NY Giants (+6.5) at Philadelphia
Look, I like the Giants. Really. I always have and I always will (though I’ve liked ’em more in the past and I’ll like ’em more again after Crybaby and King Douchebag are out of the picture). But I’m not gonna lie. I’m not only expecting the Eagles to take this game; I’m rooting for Philadelphia. There are a few reasons for that. First, as I’ve stated before, I’m a fan of Jeff Garcia. I like seeing him do well, especially at a time when Asshole Owens is faltering in Dallas. Second, I think the Eagles have a shot at advancing to the Super Bowl. The Giants don’t. Even if they get out of this weekend, the Giants aren’t beating Chicago or New Orleans. And I’d rather see Garcia get a chance to go all the way to Miami than the Giants get a chance to lose on the road next weekend.
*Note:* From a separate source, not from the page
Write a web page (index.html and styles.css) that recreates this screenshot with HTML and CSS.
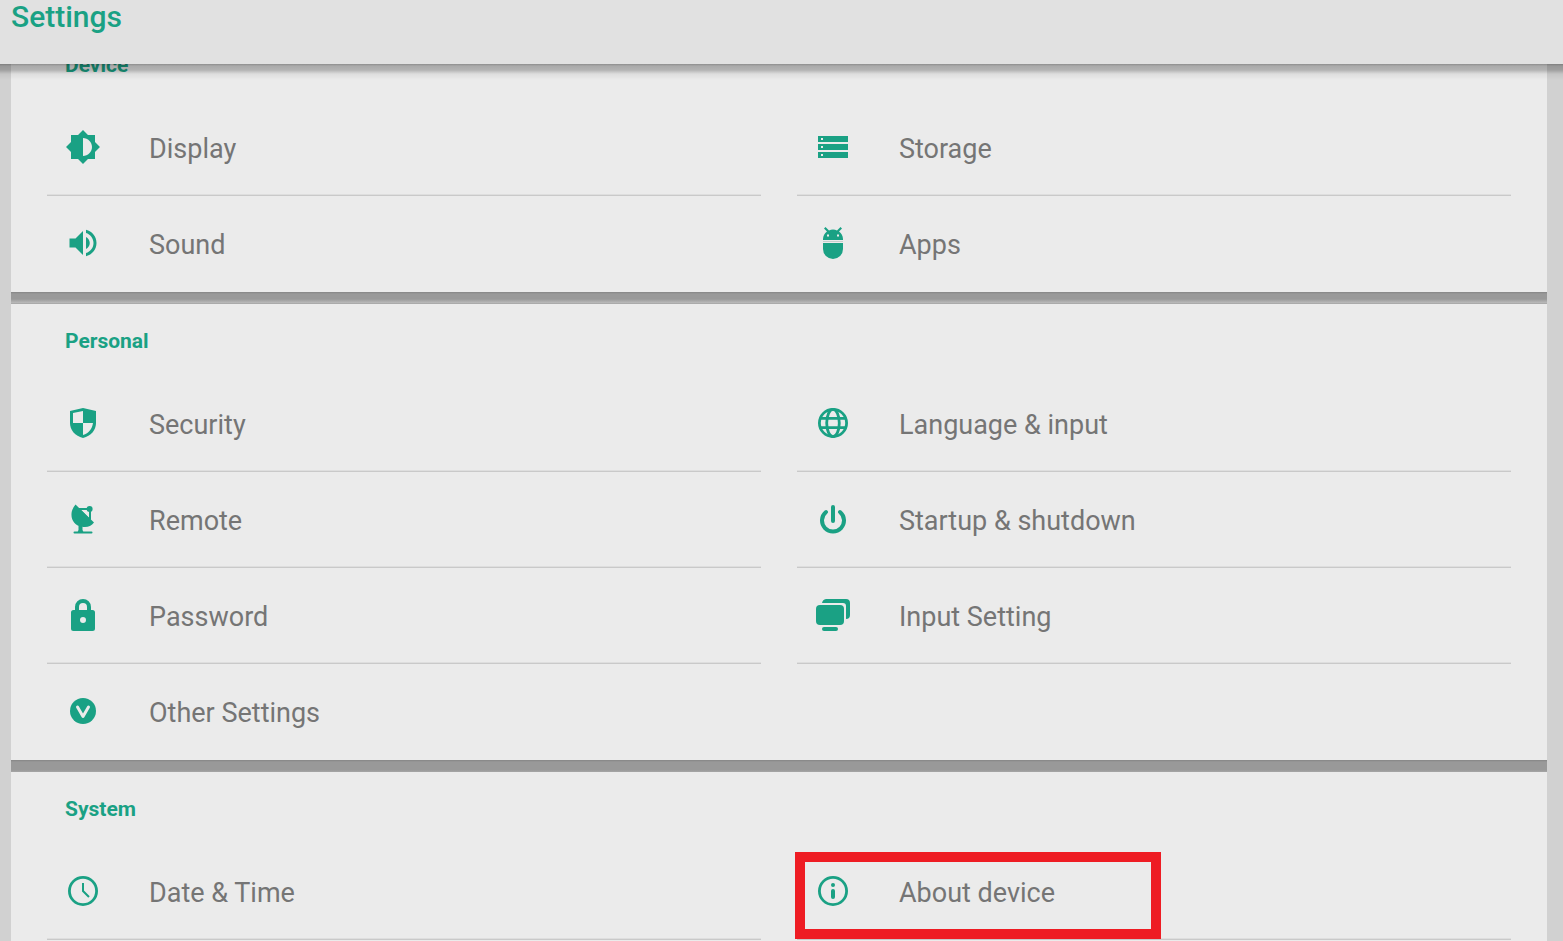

Third, and most important, I’m convinced that what’s best for the Giants over the long term is for Tom Coughlin to be gone. I’m certain he will be if the Giants drop this game, but if New York manages to advance, Coughlin’s probably gonna get another season. So I want the Giants to lose here so they have a better chance of winning next season. All that said, what I want or don’t want has nothing to do with anything. Here’s what does matter: The Eagles are the hottest team in football. They come into this game on a five-week winning streak that pushed them from third place in the division to the NFC East championship. The Giants enter the post-season limping, having lost six of their last eight games. Philly has the second most potent offense in the league. New York is ranked 14. Philly has an average defense. New York’s out downright bad. And, of course, the Eagles are at home. I’m taking Philly, giving the points and hoping the Giants are able to talk (or buy) Bill Cowher out of retirement.